::: Provided material :::

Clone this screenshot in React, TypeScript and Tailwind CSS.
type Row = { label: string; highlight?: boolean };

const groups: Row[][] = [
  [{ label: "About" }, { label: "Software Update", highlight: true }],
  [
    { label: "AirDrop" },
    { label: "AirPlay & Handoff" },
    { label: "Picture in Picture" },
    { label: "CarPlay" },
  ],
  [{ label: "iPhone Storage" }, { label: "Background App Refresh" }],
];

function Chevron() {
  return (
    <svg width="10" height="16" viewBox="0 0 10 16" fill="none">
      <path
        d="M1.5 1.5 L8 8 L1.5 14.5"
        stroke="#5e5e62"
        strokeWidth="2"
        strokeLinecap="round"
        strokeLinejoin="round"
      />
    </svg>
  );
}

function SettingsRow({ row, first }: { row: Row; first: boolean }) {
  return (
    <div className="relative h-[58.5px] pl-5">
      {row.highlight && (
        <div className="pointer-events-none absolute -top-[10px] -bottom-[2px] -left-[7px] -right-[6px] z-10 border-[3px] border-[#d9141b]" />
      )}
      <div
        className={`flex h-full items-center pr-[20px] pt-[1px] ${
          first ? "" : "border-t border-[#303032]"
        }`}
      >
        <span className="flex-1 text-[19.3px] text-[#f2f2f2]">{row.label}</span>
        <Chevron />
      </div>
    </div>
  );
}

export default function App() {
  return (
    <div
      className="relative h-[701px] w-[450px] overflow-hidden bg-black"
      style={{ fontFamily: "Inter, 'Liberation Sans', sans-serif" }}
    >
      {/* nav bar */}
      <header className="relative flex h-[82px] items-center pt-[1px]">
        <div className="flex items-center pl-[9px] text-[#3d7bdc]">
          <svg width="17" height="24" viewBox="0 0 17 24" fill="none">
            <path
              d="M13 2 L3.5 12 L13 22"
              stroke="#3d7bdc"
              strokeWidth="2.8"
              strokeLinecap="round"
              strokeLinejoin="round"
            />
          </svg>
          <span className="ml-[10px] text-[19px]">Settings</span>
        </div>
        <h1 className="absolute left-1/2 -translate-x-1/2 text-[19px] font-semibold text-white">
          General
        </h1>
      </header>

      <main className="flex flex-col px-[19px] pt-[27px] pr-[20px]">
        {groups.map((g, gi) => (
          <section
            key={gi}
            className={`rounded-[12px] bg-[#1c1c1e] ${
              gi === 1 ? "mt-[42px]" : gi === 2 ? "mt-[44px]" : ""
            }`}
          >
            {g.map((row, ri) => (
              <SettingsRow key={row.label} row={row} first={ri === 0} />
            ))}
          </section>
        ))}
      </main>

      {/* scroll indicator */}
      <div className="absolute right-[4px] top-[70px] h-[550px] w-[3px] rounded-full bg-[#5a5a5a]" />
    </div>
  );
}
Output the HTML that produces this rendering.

:::

Aim> Quote exactly the first line of the data and every line after it through the one holding "string; highlight?: boolean".

Output below>
Clone this screenshot in React, TypeScript and Tailwind CSS.
type Row = { label: string; highlight?: boolean };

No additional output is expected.